Rewriting the World in Southwest India

This project traces the emergence of a new way of writing natural history in Kannada in the late eleventh century and the contemporaneous production of Sanskrit philosophic works of empirical foundationalism. While scientific writing (śāstra) had a long history in Sanskrit, individual texts usually downplayed or erased the context of their production. But in the eleventh century, a group of seemingly marginal poets writing in Kannada turned to natural history, bringing with them a new set of epistemic virtues that emphasized the situated knowledge of the author in producing authoritative knowledge.

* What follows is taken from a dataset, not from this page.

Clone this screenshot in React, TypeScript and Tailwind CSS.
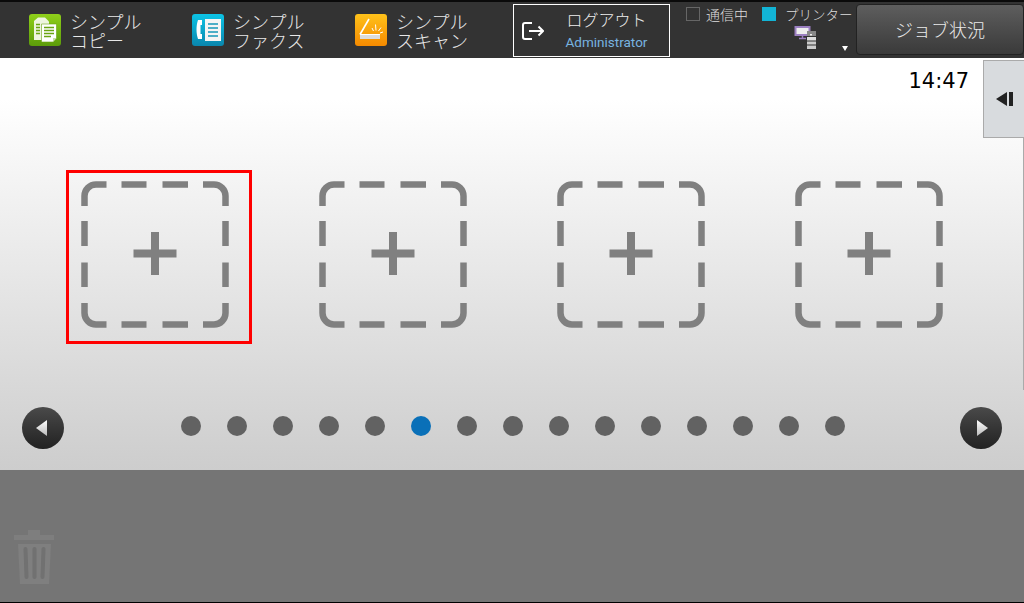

In repositioning where knowledge came from, these Kannada poets also redefined what could be studied: new ways of describing elephants, erotics, and agriculture were subsumed under the genres of “worldly” (laukika), and soon found their way into contemporaneous Sanskrit anthologies. These texts, which set the standard for elite consumption habits for centuries to come, helped to reshape the landscape of southwest India. At the same time and in the same court, epistemologists writing in Sanskrit were retheorizing the meaning of experience and the grounds for certain knowledge. These epistemologists redefined direct perception (pratyakṣa) in radical ways, bringing an embodied—but unmarked—individual to the center of epistemological investigation and inter-sectarian doctrinal disputes. This project studies these multiple movements together as well as their pathways of reception into the early modern period.